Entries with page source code
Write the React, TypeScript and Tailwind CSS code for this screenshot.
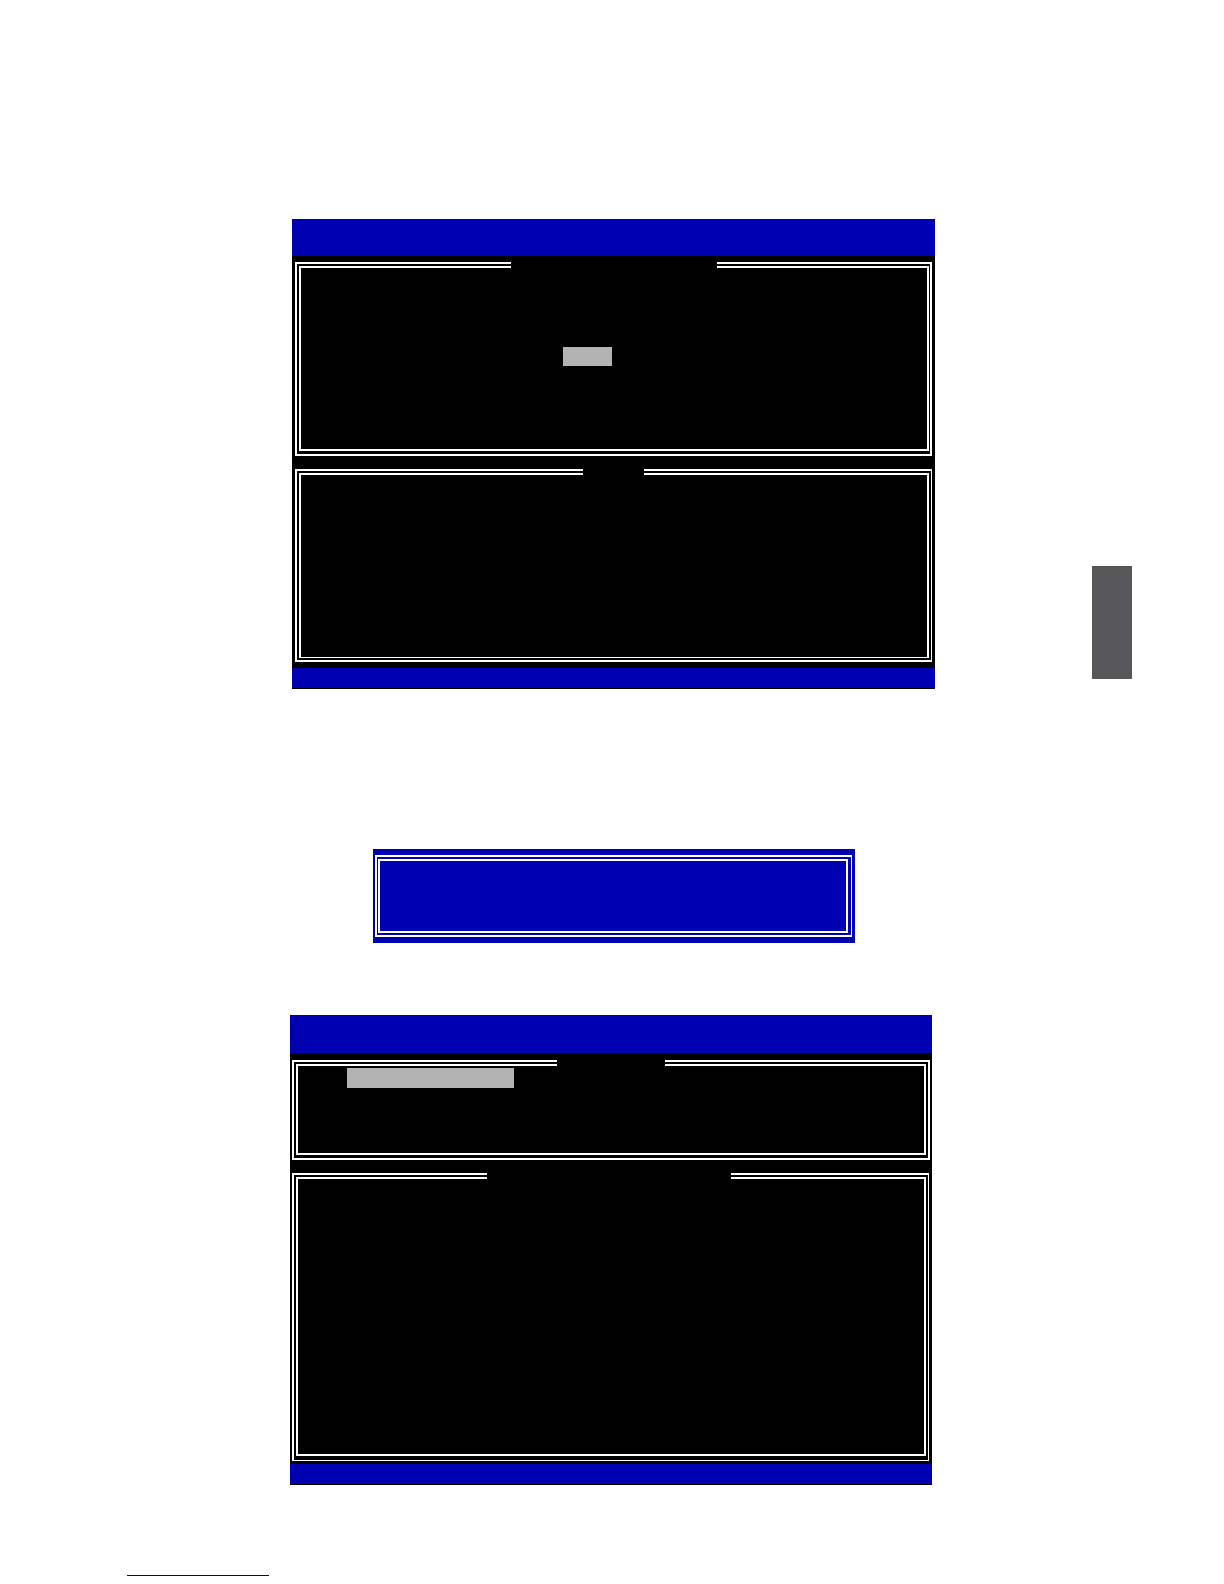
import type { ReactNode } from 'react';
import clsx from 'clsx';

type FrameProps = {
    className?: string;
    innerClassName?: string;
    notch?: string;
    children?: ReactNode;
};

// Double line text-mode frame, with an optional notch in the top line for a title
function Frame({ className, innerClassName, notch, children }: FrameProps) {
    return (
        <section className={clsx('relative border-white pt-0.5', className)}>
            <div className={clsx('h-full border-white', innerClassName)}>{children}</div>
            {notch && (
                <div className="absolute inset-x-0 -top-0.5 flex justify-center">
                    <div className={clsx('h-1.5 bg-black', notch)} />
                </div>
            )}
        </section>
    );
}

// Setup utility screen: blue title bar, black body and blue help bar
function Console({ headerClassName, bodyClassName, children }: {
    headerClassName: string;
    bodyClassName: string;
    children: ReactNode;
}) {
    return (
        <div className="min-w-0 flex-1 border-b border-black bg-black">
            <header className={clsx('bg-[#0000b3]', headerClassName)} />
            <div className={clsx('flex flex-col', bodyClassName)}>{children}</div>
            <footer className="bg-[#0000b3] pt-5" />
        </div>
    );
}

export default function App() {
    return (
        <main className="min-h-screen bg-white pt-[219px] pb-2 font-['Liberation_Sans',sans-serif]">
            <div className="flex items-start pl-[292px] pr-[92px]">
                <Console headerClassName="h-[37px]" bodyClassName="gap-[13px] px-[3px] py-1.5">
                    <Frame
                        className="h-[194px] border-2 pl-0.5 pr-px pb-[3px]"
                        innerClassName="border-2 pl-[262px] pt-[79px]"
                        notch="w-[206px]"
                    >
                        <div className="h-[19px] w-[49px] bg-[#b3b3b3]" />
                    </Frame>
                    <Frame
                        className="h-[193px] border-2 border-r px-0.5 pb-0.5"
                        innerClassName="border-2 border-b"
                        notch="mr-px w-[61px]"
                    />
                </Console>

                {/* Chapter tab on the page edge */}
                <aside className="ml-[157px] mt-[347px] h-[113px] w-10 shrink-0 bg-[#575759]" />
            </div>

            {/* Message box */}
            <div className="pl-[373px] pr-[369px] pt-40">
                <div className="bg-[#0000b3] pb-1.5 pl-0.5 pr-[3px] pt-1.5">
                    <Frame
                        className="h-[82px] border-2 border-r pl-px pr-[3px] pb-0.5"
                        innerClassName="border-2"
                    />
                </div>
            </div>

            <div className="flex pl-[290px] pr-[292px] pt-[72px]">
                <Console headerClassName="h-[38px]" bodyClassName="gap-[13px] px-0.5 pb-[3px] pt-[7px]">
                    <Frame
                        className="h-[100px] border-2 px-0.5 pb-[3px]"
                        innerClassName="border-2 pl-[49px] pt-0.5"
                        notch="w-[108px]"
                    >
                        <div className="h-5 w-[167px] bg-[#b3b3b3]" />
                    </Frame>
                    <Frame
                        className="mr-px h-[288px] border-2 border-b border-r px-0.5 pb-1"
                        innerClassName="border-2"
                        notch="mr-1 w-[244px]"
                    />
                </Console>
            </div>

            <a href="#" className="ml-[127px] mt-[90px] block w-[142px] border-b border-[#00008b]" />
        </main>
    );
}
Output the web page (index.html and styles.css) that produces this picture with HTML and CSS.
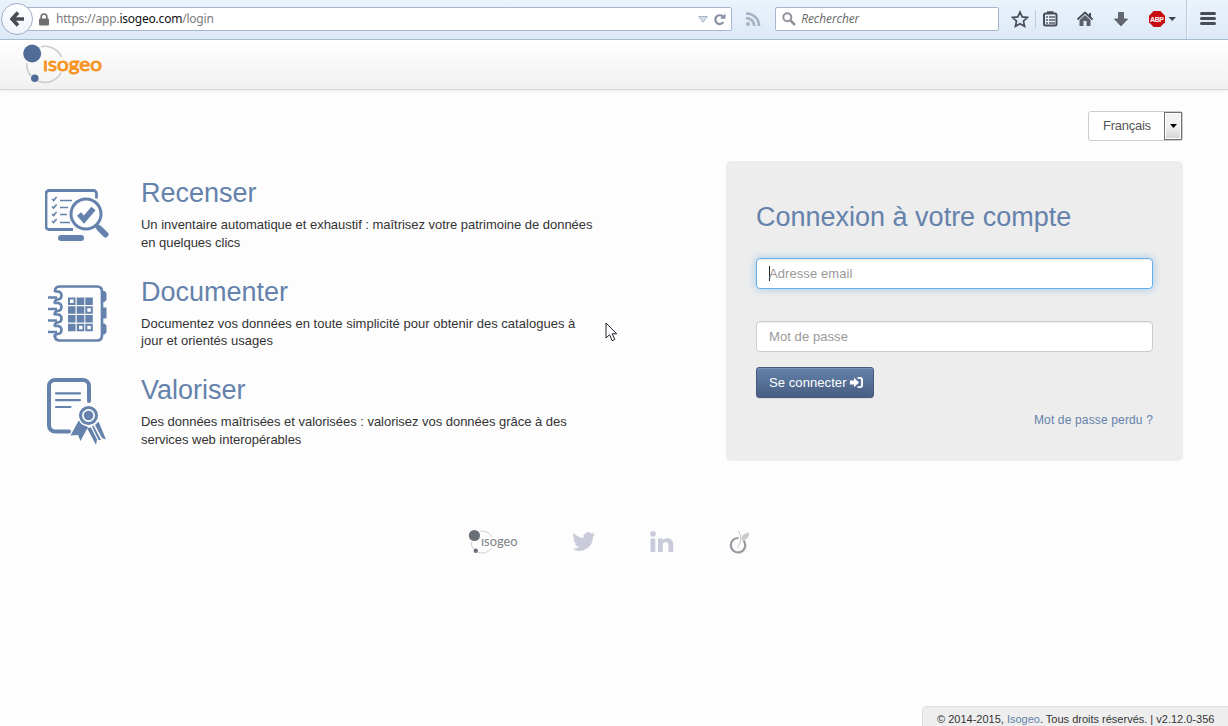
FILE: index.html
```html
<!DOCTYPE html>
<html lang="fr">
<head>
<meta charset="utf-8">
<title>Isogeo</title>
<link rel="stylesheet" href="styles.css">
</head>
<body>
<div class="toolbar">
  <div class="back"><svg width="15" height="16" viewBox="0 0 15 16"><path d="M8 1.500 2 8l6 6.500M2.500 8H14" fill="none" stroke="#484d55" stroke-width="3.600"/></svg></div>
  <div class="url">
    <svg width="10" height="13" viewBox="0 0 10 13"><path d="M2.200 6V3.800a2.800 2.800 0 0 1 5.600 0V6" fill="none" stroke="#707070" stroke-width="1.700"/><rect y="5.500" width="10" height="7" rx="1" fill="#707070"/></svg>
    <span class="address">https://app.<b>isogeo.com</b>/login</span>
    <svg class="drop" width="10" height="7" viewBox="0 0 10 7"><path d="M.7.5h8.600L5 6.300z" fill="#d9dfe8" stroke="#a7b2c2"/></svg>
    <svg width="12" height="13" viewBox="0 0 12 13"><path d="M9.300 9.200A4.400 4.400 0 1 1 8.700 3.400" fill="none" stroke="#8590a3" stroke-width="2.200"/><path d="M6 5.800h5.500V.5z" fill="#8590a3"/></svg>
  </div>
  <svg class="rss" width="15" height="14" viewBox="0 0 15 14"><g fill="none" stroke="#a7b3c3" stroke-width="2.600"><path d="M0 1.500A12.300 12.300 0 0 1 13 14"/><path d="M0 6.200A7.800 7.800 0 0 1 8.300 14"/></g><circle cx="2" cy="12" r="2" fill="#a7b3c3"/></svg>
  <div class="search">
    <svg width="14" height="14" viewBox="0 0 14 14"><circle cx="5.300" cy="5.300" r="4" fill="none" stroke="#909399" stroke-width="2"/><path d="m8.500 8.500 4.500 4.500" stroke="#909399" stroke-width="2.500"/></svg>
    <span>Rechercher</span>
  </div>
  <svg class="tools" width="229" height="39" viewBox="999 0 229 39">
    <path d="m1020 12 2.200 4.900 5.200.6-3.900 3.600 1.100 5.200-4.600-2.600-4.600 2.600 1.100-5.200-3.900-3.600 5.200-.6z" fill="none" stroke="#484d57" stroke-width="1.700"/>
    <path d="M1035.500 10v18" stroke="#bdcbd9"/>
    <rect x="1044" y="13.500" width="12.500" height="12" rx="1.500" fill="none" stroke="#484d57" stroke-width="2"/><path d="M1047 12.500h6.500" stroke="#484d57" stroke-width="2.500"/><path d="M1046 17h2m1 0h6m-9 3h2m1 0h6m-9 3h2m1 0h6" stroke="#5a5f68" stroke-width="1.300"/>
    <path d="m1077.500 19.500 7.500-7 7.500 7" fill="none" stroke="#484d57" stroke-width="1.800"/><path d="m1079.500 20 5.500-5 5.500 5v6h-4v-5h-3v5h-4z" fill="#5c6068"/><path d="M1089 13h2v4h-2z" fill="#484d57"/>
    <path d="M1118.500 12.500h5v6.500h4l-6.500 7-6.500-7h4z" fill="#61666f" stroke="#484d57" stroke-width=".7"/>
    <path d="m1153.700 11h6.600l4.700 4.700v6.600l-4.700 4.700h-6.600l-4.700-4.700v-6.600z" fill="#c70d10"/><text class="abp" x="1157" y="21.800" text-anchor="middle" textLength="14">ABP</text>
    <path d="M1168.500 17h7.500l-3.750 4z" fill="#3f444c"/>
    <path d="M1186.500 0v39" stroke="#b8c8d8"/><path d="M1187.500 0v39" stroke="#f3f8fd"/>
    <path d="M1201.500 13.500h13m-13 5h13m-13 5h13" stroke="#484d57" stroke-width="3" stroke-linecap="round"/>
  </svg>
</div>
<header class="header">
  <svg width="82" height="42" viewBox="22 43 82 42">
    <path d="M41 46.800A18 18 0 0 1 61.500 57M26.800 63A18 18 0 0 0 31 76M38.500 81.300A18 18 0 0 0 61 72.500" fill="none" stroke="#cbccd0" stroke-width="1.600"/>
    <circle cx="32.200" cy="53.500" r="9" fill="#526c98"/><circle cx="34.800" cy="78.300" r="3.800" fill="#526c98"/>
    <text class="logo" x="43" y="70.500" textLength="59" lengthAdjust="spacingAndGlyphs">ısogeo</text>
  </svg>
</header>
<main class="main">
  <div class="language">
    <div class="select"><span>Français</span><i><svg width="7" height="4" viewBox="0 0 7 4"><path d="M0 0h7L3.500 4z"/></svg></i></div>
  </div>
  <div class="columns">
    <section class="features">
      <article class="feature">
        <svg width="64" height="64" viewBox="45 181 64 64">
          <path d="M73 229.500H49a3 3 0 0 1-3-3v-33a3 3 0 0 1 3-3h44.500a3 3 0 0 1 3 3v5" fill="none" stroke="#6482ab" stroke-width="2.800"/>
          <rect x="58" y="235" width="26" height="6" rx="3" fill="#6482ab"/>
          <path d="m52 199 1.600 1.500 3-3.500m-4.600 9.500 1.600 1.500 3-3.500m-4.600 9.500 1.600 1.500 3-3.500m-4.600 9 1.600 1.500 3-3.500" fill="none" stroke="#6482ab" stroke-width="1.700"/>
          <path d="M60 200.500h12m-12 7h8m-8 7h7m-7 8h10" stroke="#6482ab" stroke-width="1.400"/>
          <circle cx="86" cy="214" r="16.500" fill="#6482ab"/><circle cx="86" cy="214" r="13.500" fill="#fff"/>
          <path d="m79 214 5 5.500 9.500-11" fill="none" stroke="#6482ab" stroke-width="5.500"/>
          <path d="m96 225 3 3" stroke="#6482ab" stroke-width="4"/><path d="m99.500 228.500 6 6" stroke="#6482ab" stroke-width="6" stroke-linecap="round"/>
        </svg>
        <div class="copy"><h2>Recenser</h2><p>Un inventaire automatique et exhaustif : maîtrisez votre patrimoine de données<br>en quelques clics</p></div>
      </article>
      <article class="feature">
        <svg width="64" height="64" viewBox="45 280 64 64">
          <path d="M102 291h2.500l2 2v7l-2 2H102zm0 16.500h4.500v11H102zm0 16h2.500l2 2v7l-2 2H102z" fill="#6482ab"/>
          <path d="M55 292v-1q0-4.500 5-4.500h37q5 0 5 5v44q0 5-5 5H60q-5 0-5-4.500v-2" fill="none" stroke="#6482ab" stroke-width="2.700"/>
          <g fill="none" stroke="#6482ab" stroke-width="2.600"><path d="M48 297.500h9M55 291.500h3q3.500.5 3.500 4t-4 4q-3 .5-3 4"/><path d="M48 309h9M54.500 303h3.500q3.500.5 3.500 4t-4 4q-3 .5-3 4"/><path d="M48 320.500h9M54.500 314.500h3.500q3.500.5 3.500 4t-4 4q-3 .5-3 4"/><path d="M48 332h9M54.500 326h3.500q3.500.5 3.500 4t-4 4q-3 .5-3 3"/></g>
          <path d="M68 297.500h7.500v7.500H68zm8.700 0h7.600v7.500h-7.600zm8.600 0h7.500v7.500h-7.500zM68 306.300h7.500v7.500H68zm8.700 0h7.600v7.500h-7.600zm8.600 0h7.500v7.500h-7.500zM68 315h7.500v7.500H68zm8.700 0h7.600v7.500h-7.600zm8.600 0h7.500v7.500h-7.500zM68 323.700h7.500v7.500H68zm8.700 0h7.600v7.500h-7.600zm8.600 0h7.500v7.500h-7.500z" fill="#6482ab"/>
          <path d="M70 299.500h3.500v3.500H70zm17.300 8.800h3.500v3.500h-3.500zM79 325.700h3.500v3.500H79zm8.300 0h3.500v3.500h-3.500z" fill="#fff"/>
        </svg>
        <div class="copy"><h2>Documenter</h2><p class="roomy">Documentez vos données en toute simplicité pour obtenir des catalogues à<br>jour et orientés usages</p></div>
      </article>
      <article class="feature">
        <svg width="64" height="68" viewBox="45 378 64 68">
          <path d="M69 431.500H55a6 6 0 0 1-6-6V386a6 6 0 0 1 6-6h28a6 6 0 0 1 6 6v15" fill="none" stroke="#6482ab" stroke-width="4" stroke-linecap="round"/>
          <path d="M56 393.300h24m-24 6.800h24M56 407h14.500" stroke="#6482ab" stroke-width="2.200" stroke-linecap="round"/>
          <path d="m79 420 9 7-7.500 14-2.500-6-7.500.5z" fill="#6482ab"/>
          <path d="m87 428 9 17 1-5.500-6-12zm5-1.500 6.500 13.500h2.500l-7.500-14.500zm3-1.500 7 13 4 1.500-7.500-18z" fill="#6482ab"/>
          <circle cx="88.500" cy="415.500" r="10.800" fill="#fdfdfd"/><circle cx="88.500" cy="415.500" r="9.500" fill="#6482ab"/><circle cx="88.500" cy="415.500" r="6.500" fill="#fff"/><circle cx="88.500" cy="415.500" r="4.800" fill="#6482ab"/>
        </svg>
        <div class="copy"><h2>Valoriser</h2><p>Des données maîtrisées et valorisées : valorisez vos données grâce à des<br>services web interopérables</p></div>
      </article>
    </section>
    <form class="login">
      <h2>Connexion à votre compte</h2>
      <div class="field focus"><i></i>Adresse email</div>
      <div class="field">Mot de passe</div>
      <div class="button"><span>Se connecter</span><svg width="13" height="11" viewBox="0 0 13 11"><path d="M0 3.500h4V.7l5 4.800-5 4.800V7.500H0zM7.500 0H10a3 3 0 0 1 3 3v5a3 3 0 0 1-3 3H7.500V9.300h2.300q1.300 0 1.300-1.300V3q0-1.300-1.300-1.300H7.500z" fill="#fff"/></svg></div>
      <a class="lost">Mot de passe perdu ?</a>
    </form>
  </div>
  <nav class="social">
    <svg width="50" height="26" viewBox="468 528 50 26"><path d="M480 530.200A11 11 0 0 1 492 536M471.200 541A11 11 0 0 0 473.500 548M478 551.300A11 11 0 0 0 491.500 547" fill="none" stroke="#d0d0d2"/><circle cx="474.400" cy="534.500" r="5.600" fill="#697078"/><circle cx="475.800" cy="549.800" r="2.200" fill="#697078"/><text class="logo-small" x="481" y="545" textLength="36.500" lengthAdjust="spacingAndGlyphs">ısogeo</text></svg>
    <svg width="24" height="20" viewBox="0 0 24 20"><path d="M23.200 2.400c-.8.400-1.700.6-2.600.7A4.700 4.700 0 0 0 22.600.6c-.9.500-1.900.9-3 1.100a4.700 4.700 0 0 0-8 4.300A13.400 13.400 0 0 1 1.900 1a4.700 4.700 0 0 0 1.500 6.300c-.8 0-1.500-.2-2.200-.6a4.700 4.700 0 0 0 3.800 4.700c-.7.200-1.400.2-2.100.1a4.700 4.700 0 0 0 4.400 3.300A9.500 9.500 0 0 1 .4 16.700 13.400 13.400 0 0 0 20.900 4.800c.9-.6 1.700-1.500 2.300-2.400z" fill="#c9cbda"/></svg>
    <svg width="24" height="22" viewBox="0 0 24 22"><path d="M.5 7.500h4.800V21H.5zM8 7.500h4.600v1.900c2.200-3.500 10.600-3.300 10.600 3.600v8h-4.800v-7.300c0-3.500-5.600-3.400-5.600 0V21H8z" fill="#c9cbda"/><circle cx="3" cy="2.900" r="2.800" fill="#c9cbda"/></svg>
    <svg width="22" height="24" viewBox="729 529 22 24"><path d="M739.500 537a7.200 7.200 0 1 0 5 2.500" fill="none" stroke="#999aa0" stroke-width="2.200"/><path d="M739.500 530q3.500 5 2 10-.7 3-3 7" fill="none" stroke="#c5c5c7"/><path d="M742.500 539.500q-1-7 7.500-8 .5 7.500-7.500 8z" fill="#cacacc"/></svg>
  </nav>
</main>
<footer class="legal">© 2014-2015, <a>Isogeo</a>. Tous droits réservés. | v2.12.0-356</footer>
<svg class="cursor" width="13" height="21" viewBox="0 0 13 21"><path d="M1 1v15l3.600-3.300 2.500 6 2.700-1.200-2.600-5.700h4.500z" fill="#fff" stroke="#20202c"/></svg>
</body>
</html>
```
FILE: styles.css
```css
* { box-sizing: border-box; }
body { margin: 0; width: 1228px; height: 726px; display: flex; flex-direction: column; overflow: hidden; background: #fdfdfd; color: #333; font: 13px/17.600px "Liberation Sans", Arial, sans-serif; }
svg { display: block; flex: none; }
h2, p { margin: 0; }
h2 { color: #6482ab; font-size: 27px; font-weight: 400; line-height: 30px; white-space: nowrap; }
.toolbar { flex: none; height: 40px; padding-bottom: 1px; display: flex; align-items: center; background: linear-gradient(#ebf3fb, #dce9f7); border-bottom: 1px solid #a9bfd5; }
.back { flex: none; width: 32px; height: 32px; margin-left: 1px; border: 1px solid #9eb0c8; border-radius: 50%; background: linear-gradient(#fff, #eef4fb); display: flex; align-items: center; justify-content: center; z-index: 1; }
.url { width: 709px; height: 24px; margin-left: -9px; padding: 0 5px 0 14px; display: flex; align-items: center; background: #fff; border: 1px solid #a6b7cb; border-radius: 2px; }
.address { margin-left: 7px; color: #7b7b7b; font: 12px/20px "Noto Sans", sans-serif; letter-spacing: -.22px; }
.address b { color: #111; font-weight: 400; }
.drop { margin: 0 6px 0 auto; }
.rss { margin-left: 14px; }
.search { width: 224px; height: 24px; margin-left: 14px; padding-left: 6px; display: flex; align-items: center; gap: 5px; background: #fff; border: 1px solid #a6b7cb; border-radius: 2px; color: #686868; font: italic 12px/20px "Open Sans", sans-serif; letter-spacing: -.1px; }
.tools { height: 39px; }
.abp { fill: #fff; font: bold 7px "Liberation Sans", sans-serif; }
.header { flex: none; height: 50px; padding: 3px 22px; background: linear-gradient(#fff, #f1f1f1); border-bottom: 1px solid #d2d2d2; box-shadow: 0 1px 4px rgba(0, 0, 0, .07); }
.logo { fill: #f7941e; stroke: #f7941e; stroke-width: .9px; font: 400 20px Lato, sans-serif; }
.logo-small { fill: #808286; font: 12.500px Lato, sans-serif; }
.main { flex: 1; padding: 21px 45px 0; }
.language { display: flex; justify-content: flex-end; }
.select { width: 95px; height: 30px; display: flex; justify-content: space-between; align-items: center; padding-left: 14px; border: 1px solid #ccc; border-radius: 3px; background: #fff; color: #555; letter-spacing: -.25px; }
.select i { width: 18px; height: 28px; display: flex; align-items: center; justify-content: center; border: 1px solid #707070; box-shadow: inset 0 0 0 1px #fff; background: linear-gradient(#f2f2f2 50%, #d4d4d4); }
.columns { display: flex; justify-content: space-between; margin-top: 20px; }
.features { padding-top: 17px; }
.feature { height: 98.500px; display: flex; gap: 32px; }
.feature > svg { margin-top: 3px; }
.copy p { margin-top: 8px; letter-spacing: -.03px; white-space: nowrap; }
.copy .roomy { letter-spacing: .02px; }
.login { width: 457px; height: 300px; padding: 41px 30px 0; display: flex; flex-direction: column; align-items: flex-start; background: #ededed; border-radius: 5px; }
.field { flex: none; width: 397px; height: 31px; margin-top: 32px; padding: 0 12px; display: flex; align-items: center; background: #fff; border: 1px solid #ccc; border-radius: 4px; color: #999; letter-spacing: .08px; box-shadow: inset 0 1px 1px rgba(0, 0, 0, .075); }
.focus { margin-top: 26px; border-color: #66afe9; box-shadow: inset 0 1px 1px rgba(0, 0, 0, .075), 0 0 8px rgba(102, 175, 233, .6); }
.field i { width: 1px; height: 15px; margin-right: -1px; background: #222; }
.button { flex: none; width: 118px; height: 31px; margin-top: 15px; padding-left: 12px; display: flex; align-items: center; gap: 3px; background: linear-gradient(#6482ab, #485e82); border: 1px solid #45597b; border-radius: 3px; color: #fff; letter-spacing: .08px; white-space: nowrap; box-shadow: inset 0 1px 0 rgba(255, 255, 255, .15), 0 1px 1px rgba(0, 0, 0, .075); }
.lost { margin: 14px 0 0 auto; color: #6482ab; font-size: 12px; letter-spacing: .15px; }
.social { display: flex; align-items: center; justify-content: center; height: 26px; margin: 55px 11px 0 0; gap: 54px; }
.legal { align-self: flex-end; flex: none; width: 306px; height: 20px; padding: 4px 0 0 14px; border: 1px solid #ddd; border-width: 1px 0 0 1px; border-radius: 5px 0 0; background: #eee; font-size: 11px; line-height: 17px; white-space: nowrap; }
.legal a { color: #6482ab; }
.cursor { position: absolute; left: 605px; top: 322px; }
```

**Task to carry out**
Above are lines of data; state how many of them contain the word "index", with no other output.

**Finished task**
3